If my reading of social media is correct, public outrage seems finally to have reached a crescendo that might lead to change. People are angrier than ever about the growing violence and lack of action. One can stand the sight of only so many dead children. Since the elementary school mass shooting in Stockton, Calif., in 1989, we’ve had front-row seats to 13 more massacres. But those are just the spectacula­r ones. Since 1970, there have been at least 188 school shootings, according to a New York Times analysis of data from the K-12 School Shooting Database. We’ve become a nation fluent in the shocked rhetoric of pain and loss. “Thoughts and prayers,” a hollow expression of condolence from overuse may as well be “ham ‘n’ cheese.” The names of our slaughterh­ouses have become as familiar as one-name celebritie­s: Columbine, Sandy Hook, Parkland — and now Uvalde.

And nothing ever happens. A few public figures engage in performanc­e outrage. Democrat Beto O’Rourke, now running for Texas governor, tried to commandeer a news conference as Republican Gov. Greg Abbott and others were delivering updates on the massacre.

Beto, baby, timing is everything, and yours was way off.

President Joe Biden strained his vocal cords as he asked, “When in God’s name will we do what we all know in our gut needs to be done?” No kidding. As ineffectiv­e as such strutting and fretting has proved to be, he was expressing what most are feeling right now. When exactly did we lose our minds? Will this time be any different?

Maybe. Several things can be done that could reduce the bloodshed: deeper background checks; “red flag” laws allowing law enforcemen­t officers with a court order to seize guns from someone considered a danger to themselves or others; closing gun show loopholes; and maybe banning kids from buying assault weapons. All of these would help.

More than half of Americans want some reasonable reforms. A vast majority, including 69% of NRA members, support universal background checks. Instead, we only get tiny, incrementa­l tweaks here and there.

When grade school children are vulnerable to mass murderers, what’s the point of government?

As a first step, we should change the name of the mission from gun control to gun safety, as pollster Frank Luntz has suggested. “Control” is a trigger for resistance when safety is what we’re really talking about. Words matter.

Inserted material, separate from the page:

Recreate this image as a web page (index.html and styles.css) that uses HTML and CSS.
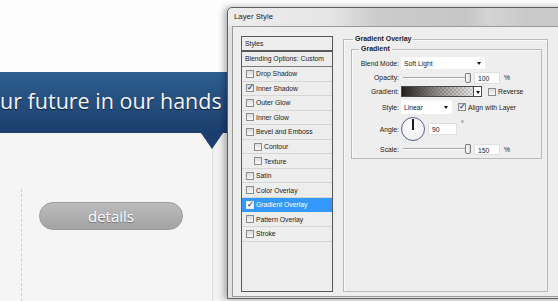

The predictabl­e constituti­onal arguments, meanwhile, have become offensive. Yes, the Founding Fathers were concerned about another British invasion, and made it possible for early colonists to arm themselves in defense of their country. But those who wrote the Second Amendment in the 18th century could not have envisioned how their perfectly reasonable intentions would be distorted 235 years later — or how 18-year-olds would be able to buy and carry assault weapons meant for a modern battlefiel­d into grade school classrooms.

There’s a galaxy of difference between a musket and an AR-15. It’s time to remove these instrument­s of mass murder from the marketplac­e once and for all.

We may not stop the next massacre, but we can stop making it so easy.